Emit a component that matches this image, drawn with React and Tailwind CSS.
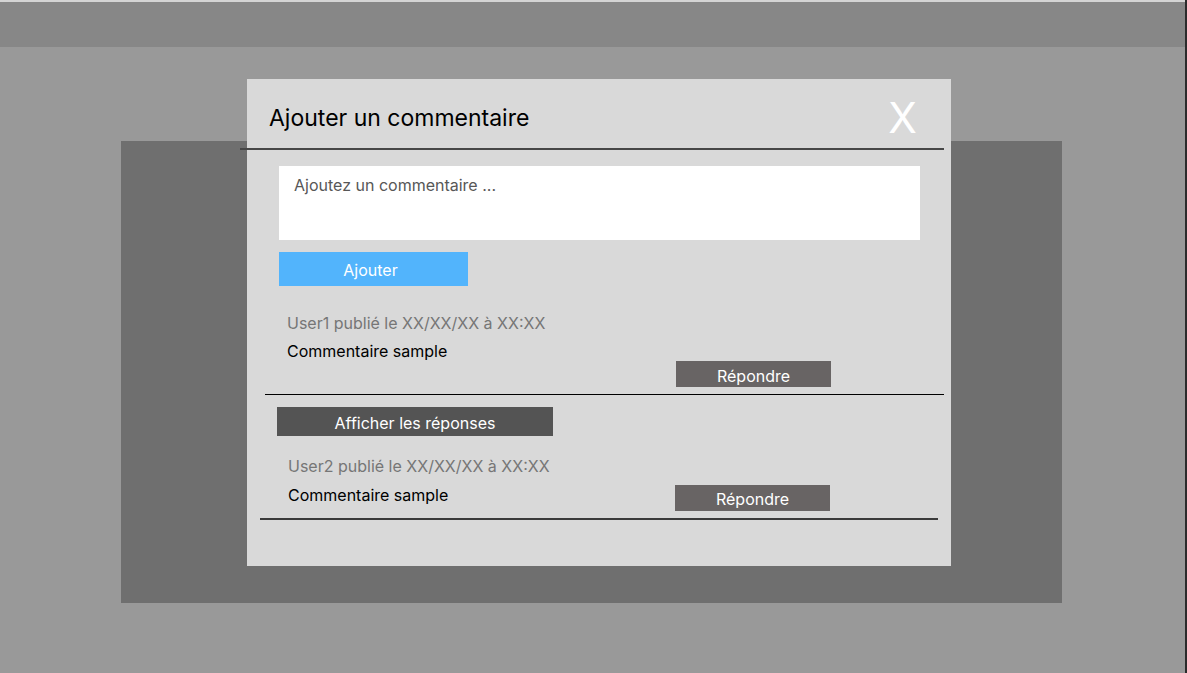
import React from 'react';

const font = { fontFamily: 'Inter, "Noto Sans", sans-serif' };

const App = () => {
    return (
        <div className="flex w-[1187px] h-[673px] overflow-hidden bg-[#999999]" style={font}>
            <div className="relative flex-1 flex flex-col">
                {/* top bar */}
                <div className="h-[47px] bg-[#878787] border-t-2 border-[#d4d4d4]" />

                {/* page content behind the modal */}
                <div className="mt-[94px] ml-[121px] w-[941px] h-[462px] bg-[#6f6f6f]" />

                {/* modal */}
                <div className="absolute left-[247px] top-[79px] w-[704px] h-[487px] bg-[#d9d9d9] flex flex-col">
                    <div className="h-[69px] pt-[8px] pl-[22px] pr-[34px] flex items-center justify-between">
                        <h2 className="text-[23px] leading-[26px] text-black">Ajouter un commentaire</h2>
                        <button className="text-[42px] leading-none text-white">X</button>
                    </div>
                    <div className="h-[2px] -ml-[7px] w-[704px] bg-[#474747]" />

                    <div className="pl-[32px]">
                        <div className="mt-[16px] w-[641px] h-[74px] bg-white pl-[15px] pt-[9px] text-[16px] leading-[20px] text-[#575757]">
                            Ajoutez un commentaire ...
                        </div>
                        <button className="mt-[12px] w-[189px] h-[34px] pt-[2px] pr-[6px] bg-[#52b4fc] text-white text-[16px] leading-[20px]">
                            Ajouter
                        </button>
                    </div>

                    {/* first comment */}
                    <div className="pl-[40px] mt-[27px]">
                        <div className="text-[16px] leading-[20px] text-[#767676]">User1 publié le XX/XX/XX à XX:XX</div>
                        <div className="mt-[8px] text-[16px] leading-[20px] text-black">Commentaire sample</div>
                        <div className="flex">
                            <button className="ml-[389px] w-[155px] h-[26px] pt-[3px] bg-[#686464] text-white text-[16px] leading-[20px]">
                                Répondre
                            </button>
                        </div>
                    </div>
                    <div className="mt-[7px] ml-[18px] w-[679px] h-px bg-black" />

                    <div className="pl-[30px] mt-[12px]">
                        <button className="w-[276px] h-[29px] pt-[3px] bg-[#545454] text-white text-[16px] leading-[20px]">
                            Afficher les réponses
                        </button>
                    </div>

                    {/* second comment */}
                    <div className="pl-[41px] mt-[20px]">
                        <div className="text-[16px] leading-[20px] text-[#767676]">User2 publié le XX/XX/XX à XX:XX</div>
                        <div className="mt-[9px] flex items-start">
                            <div className="w-[387px] text-[16px] leading-[20px] text-black">Commentaire sample</div>
                            <button className="w-[155px] h-[26px] pt-[1px] bg-[#686464] text-white text-[16px] leading-[20px]">
                                Répondre
                            </button>
                        </div>
                    </div>
                    <div className="mt-[7px] ml-[13px] w-[678px] h-[2px] bg-[#3a3a3a]" />
                </div>
            </div>
            <div className="w-[2px] bg-[#2b2b2b]" />
        </div>
    );
};

export default App;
+++++
■ **THE PROBLEM**
Write out the material above again, word for word, minus its pictures.

■ **RESULT OF THIS EXERCISE**
Emit a component that matches this image, drawn with React and Tailwind CSS.
import React from 'react';

const font = { fontFamily: 'Inter, "Noto Sans", sans-serif' };

const App = () => {
    return (
        <div className="flex w-[1187px] h-[673px] overflow-hidden bg-[#999999]" style={font}>
            <div className="relative flex-1 flex flex-col">
                {/* top bar */}
                <div className="h-[47px] bg-[#878787] border-t-2 border-[#d4d4d4]" />

                {/* page content behind the modal */}
                <div className="mt-[94px] ml-[121px] w-[941px] h-[462px] bg-[#6f6f6f]" />

                {/* modal */}
                <div className="absolute left-[247px] top-[79px] w-[704px] h-[487px] bg-[#d9d9d9] flex flex-col">
                    <div className="h-[69px] pt-[8px] pl-[22px] pr-[34px] flex items-center justify-between">
                        <h2 className="text-[23px] leading-[26px] text-black">Ajouter un commentaire</h2>
                        <button className="text-[42px] leading-none text-white">X</button>
                    </div>
                    <div className="h-[2px] -ml-[7px] w-[704px] bg-[#474747]" />

                    <div className="pl-[32px]">
                        <div className="mt-[16px] w-[641px] h-[74px] bg-white pl-[15px] pt-[9px] text-[16px] leading-[20px] text-[#575757]">
                            Ajoutez un commentaire ...
                        </div>
                        <button className="mt-[12px] w-[189px] h-[34px] pt-[2px] pr-[6px] bg-[#52b4fc] text-white text-[16px] leading-[20px]">
                            Ajouter
                        </button>
                    </div>

                    {/* first comment */}
                    <div className="pl-[40px] mt-[27px]">
                        <div className="text-[16px] leading-[20px] text-[#767676]">User1 publié le XX/XX/XX à XX:XX</div>
                        <div className="mt-[8px] text-[16px] leading-[20px] text-black">Commentaire sample</div>
                        <div className="flex">
                            <button className="ml-[389px] w-[155px] h-[26px] pt-[3px] bg-[#686464] text-white text-[16px] leading-[20px]">
                                Répondre
                            </button>
                        </div>
                    </div>
                    <div className="mt-[7px] ml-[18px] w-[679px] h-px bg-black" />

                    <div className="pl-[30px] mt-[12px]">
                        <button className="w-[276px] h-[29px] pt-[3px] bg-[#545454] text-white text-[16px] leading-[20px]">
                            Afficher les réponses
                        </button>
                    </div>

                    {/* second comment */}
                    <div className="pl-[41px] mt-[20px]">
                        <div className="text-[16px] leading-[20px] text-[#767676]">User2 publié le XX/XX/XX à XX:XX</div>
                        <div className="mt-[9px] flex items-start">
                            <div className="w-[387px] text-[16px] leading-[20px] text-black">Commentaire sample</div>
                            <button className="w-[155px] h-[26px] pt-[1px] bg-[#686464] text-white text-[16px] leading-[20px]">
                                Répondre
                            </button>
                        </div>
                    </div>
                    <div className="mt-[7px] ml-[13px] w-[678px] h-[2px] bg-[#3a3a3a]" />
                </div>
            </div>
            <div className="w-[2px] bg-[#2b2b2b]" />
        </div>
    );
};

export default App;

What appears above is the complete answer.